> **WHAT YOU NEED TO DO**: Everything in the listing except the pictures should be written out exactly.

━━━━━━

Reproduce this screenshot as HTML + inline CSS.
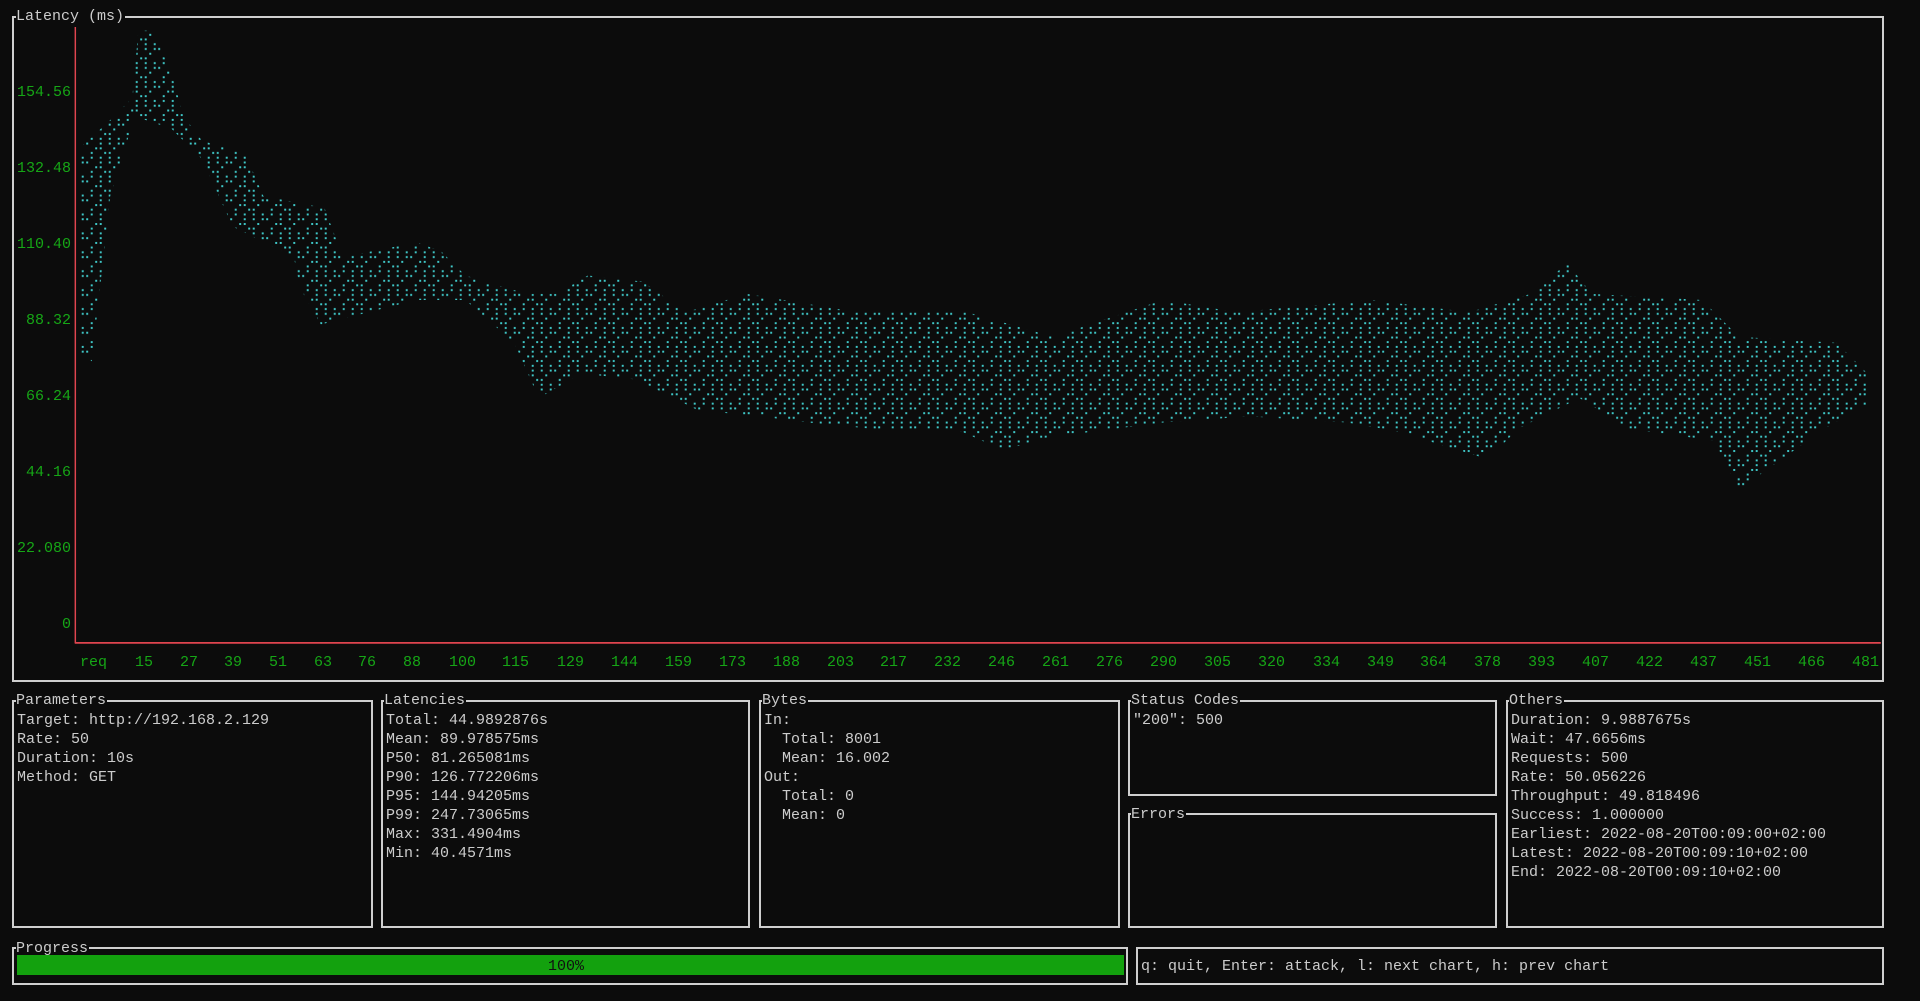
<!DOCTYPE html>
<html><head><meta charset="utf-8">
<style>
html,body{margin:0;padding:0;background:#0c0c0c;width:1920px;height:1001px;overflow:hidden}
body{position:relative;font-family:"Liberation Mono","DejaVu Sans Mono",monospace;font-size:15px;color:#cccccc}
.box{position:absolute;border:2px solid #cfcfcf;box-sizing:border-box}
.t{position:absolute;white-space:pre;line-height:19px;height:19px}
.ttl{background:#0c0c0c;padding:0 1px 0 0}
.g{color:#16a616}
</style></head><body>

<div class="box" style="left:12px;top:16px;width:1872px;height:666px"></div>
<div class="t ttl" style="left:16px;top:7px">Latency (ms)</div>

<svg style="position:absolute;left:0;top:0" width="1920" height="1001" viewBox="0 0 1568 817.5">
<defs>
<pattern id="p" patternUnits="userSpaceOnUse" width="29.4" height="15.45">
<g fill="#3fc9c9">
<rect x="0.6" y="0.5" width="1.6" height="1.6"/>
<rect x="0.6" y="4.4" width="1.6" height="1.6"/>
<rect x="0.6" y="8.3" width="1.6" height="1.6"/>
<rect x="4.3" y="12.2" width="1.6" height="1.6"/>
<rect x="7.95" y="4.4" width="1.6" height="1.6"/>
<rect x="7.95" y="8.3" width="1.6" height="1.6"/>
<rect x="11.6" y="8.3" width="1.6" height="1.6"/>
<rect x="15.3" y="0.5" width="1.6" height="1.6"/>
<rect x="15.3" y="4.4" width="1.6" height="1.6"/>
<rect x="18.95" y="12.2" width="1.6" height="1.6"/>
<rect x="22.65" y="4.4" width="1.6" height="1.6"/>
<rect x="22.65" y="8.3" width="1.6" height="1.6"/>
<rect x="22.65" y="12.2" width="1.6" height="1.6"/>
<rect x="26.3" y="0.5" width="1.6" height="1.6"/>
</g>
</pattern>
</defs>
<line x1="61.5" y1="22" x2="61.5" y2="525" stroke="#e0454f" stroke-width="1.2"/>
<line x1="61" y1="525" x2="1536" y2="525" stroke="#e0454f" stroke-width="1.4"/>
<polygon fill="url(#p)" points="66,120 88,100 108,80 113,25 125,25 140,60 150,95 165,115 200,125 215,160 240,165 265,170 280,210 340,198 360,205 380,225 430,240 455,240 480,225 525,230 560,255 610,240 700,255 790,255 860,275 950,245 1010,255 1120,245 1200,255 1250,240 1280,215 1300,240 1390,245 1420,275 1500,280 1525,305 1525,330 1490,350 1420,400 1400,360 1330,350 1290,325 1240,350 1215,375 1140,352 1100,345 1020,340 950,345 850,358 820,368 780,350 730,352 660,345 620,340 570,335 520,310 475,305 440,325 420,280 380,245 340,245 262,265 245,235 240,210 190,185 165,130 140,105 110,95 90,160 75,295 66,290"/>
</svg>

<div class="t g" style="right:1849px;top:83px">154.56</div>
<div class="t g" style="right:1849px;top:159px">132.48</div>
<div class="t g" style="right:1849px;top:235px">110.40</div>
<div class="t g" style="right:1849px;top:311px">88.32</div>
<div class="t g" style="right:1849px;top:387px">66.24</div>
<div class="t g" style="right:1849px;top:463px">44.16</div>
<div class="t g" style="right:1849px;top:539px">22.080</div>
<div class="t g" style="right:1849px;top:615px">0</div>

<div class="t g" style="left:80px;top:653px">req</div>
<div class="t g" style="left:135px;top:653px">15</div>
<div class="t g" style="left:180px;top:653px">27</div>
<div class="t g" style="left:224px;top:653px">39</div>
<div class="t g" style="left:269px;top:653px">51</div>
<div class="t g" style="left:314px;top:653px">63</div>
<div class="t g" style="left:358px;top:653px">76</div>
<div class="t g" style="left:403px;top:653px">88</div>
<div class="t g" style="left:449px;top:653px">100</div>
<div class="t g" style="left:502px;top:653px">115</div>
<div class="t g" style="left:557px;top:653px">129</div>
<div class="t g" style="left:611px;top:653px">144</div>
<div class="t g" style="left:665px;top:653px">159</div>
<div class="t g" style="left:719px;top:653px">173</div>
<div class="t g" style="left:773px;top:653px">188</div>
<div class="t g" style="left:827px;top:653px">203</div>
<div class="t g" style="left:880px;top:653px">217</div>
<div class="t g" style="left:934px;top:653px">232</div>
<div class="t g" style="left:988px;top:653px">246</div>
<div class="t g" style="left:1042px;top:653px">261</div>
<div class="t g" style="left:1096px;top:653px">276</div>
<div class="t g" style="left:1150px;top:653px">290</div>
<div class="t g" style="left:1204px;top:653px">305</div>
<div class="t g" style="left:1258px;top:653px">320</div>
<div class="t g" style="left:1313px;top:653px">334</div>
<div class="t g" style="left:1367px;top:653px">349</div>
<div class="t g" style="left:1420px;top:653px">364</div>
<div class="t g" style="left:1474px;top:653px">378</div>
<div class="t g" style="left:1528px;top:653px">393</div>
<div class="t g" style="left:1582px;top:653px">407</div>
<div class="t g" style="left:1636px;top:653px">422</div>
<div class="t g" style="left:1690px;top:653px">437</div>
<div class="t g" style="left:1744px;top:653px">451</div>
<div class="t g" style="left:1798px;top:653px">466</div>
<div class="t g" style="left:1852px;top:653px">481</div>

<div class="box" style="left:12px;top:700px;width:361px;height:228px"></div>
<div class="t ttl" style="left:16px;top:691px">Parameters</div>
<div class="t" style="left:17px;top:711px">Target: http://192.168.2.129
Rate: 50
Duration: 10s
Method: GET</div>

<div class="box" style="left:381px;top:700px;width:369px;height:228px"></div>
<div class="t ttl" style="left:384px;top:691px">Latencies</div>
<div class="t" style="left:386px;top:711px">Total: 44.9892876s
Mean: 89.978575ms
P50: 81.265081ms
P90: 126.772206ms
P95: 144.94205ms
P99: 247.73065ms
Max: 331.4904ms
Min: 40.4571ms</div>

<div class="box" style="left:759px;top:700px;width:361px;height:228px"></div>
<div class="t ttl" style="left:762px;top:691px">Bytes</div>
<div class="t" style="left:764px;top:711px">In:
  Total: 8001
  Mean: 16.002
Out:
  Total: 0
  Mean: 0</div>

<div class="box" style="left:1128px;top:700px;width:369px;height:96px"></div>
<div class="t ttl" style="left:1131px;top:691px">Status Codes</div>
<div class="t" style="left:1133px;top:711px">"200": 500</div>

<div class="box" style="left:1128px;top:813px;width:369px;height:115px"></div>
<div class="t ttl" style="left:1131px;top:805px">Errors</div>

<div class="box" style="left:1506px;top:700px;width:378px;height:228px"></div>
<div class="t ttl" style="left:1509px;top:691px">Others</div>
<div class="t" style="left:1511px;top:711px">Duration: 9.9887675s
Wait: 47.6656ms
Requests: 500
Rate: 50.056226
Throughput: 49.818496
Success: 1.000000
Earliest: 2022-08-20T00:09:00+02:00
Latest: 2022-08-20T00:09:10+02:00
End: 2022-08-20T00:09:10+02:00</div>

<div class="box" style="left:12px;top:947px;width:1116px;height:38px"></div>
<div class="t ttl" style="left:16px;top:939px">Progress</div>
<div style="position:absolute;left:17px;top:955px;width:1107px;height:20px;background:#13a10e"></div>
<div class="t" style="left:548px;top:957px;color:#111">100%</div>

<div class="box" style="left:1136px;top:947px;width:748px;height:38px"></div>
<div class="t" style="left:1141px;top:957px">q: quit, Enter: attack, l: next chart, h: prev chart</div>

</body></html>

━━━━━━

> **EXERCISE RESULT**:
Reproduce this screenshot as HTML + inline CSS.
<!DOCTYPE html>
<html><head><meta charset="utf-8">
<style>
html,body{margin:0;padding:0;background:#0c0c0c;width:1920px;height:1001px;overflow:hidden}
body{position:relative;font-family:"Liberation Mono","DejaVu Sans Mono",monospace;font-size:15px;color:#cccccc}
.box{position:absolute;border:2px solid #cfcfcf;box-sizing:border-box}
.t{position:absolute;white-space:pre;line-height:19px;height:19px}
.ttl{background:#0c0c0c;padding:0 1px 0 0}
.g{color:#16a616}
</style></head><body>

<div class="box" style="left:12px;top:16px;width:1872px;height:666px"></div>
<div class="t ttl" style="left:16px;top:7px">Latency (ms)</div>

<svg style="position:absolute;left:0;top:0" width="1920" height="1001" viewBox="0 0 1568 817.5">
<defs>
<pattern id="p" patternUnits="userSpaceOnUse" width="29.4" height="15.45">
<g fill="#3fc9c9">
<rect x="0.6" y="0.5" width="1.6" height="1.6"/>
<rect x="0.6" y="4.4" width="1.6" height="1.6"/>
<rect x="0.6" y="8.3" width="1.6" height="1.6"/>
<rect x="4.3" y="12.2" width="1.6" height="1.6"/>
<rect x="7.95" y="4.4" width="1.6" height="1.6"/>
<rect x="7.95" y="8.3" width="1.6" height="1.6"/>
<rect x="11.6" y="8.3" width="1.6" height="1.6"/>
<rect x="15.3" y="0.5" width="1.6" height="1.6"/>
<rect x="15.3" y="4.4" width="1.6" height="1.6"/>
<rect x="18.95" y="12.2" width="1.6" height="1.6"/>
<rect x="22.65" y="4.4" width="1.6" height="1.6"/>
<rect x="22.65" y="8.3" width="1.6" height="1.6"/>
<rect x="22.65" y="12.2" width="1.6" height="1.6"/>
<rect x="26.3" y="0.5" width="1.6" height="1.6"/>
</g>
</pattern>
</defs>
<line x1="61.5" y1="22" x2="61.5" y2="525" stroke="#e0454f" stroke-width="1.2"/>
<line x1="61" y1="525" x2="1536" y2="525" stroke="#e0454f" stroke-width="1.4"/>
<polygon fill="url(#p)" points="66,120 88,100 108,80 113,25 125,25 140,60 150,95 165,115 200,125 215,160 240,165 265,170 280,210 340,198 360,205 380,225 430,240 455,240 480,225 525,230 560,255 610,240 700,255 790,255 860,275 950,245 1010,255 1120,245 1200,255 1250,240 1280,215 1300,240 1390,245 1420,275 1500,280 1525,305 1525,330 1490,350 1420,400 1400,360 1330,350 1290,325 1240,350 1215,375 1140,352 1100,345 1020,340 950,345 850,358 820,368 780,350 730,352 660,345 620,340 570,335 520,310 475,305 440,325 420,280 380,245 340,245 262,265 245,235 240,210 190,185 165,130 140,105 110,95 90,160 75,295 66,290"/>
</svg>

<div class="t g" style="right:1849px;top:83px">154.56</div>
<div class="t g" style="right:1849px;top:159px">132.48</div>
<div class="t g" style="right:1849px;top:235px">110.40</div>
<div class="t g" style="right:1849px;top:311px">88.32</div>
<div class="t g" style="right:1849px;top:387px">66.24</div>
<div class="t g" style="right:1849px;top:463px">44.16</div>
<div class="t g" style="right:1849px;top:539px">22.080</div>
<div class="t g" style="right:1849px;top:615px">0</div>

<div class="t g" style="left:80px;top:653px">req</div>
<div class="t g" style="left:135px;top:653px">15</div>
<div class="t g" style="left:180px;top:653px">27</div>
<div class="t g" style="left:224px;top:653px">39</div>
<div class="t g" style="left:269px;top:653px">51</div>
<div class="t g" style="left:314px;top:653px">63</div>
<div class="t g" style="left:358px;top:653px">76</div>
<div class="t g" style="left:403px;top:653px">88</div>
<div class="t g" style="left:449px;top:653px">100</div>
<div class="t g" style="left:502px;top:653px">115</div>
<div class="t g" style="left:557px;top:653px">129</div>
<div class="t g" style="left:611px;top:653px">144</div>
<div class="t g" style="left:665px;top:653px">159</div>
<div class="t g" style="left:719px;top:653px">173</div>
<div class="t g" style="left:773px;top:653px">188</div>
<div class="t g" style="left:827px;top:653px">203</div>
<div class="t g" style="left:880px;top:653px">217</div>
<div class="t g" style="left:934px;top:653px">232</div>
<div class="t g" style="left:988px;top:653px">246</div>
<div class="t g" style="left:1042px;top:653px">261</div>
<div class="t g" style="left:1096px;top:653px">276</div>
<div class="t g" style="left:1150px;top:653px">290</div>
<div class="t g" style="left:1204px;top:653px">305</div>
<div class="t g" style="left:1258px;top:653px">320</div>
<div class="t g" style="left:1313px;top:653px">334</div>
<div class="t g" style="left:1367px;top:653px">349</div>
<div class="t g" style="left:1420px;top:653px">364</div>
<div class="t g" style="left:1474px;top:653px">378</div>
<div class="t g" style="left:1528px;top:653px">393</div>
<div class="t g" style="left:1582px;top:653px">407</div>
<div class="t g" style="left:1636px;top:653px">422</div>
<div class="t g" style="left:1690px;top:653px">437</div>
<div class="t g" style="left:1744px;top:653px">451</div>
<div class="t g" style="left:1798px;top:653px">466</div>
<div class="t g" style="left:1852px;top:653px">481</div>

<div class="box" style="left:12px;top:700px;width:361px;height:228px"></div>
<div class="t ttl" style="left:16px;top:691px">Parameters</div>
<div class="t" style="left:17px;top:711px">Target: http://192.168.2.129
Rate: 50
Duration: 10s
Method: GET</div>

<div class="box" style="left:381px;top:700px;width:369px;height:228px"></div>
<div class="t ttl" style="left:384px;top:691px">Latencies</div>
<div class="t" style="left:386px;top:711px">Total: 44.9892876s
Mean: 89.978575ms
P50: 81.265081ms
P90: 126.772206ms
P95: 144.94205ms
P99: 247.73065ms
Max: 331.4904ms
Min: 40.4571ms</div>

<div class="box" style="left:759px;top:700px;width:361px;height:228px"></div>
<div class="t ttl" style="left:762px;top:691px">Bytes</div>
<div class="t" style="left:764px;top:711px">In:
  Total: 8001
  Mean: 16.002
Out:
  Total: 0
  Mean: 0</div>

<div class="box" style="left:1128px;top:700px;width:369px;height:96px"></div>
<div class="t ttl" style="left:1131px;top:691px">Status Codes</div>
<div class="t" style="left:1133px;top:711px">"200": 500</div>

<div class="box" style="left:1128px;top:813px;width:369px;height:115px"></div>
<div class="t ttl" style="left:1131px;top:805px">Errors</div>

<div class="box" style="left:1506px;top:700px;width:378px;height:228px"></div>
<div class="t ttl" style="left:1509px;top:691px">Others</div>
<div class="t" style="left:1511px;top:711px">Duration: 9.9887675s
Wait: 47.6656ms
Requests: 500
Rate: 50.056226
Throughput: 49.818496
Success: 1.000000
Earliest: 2022-08-20T00:09:00+02:00
Latest: 2022-08-20T00:09:10+02:00
End: 2022-08-20T00:09:10+02:00</div>

<div class="box" style="left:12px;top:947px;width:1116px;height:38px"></div>
<div class="t ttl" style="left:16px;top:939px">Progress</div>
<div style="position:absolute;left:17px;top:955px;width:1107px;height:20px;background:#13a10e"></div>
<div class="t" style="left:548px;top:957px;color:#111">100%</div>

<div class="box" style="left:1136px;top:947px;width:748px;height:38px"></div>
<div class="t" style="left:1141px;top:957px">q: quit, Enter: attack, l: next chart, h: prev chart</div>

</body></html>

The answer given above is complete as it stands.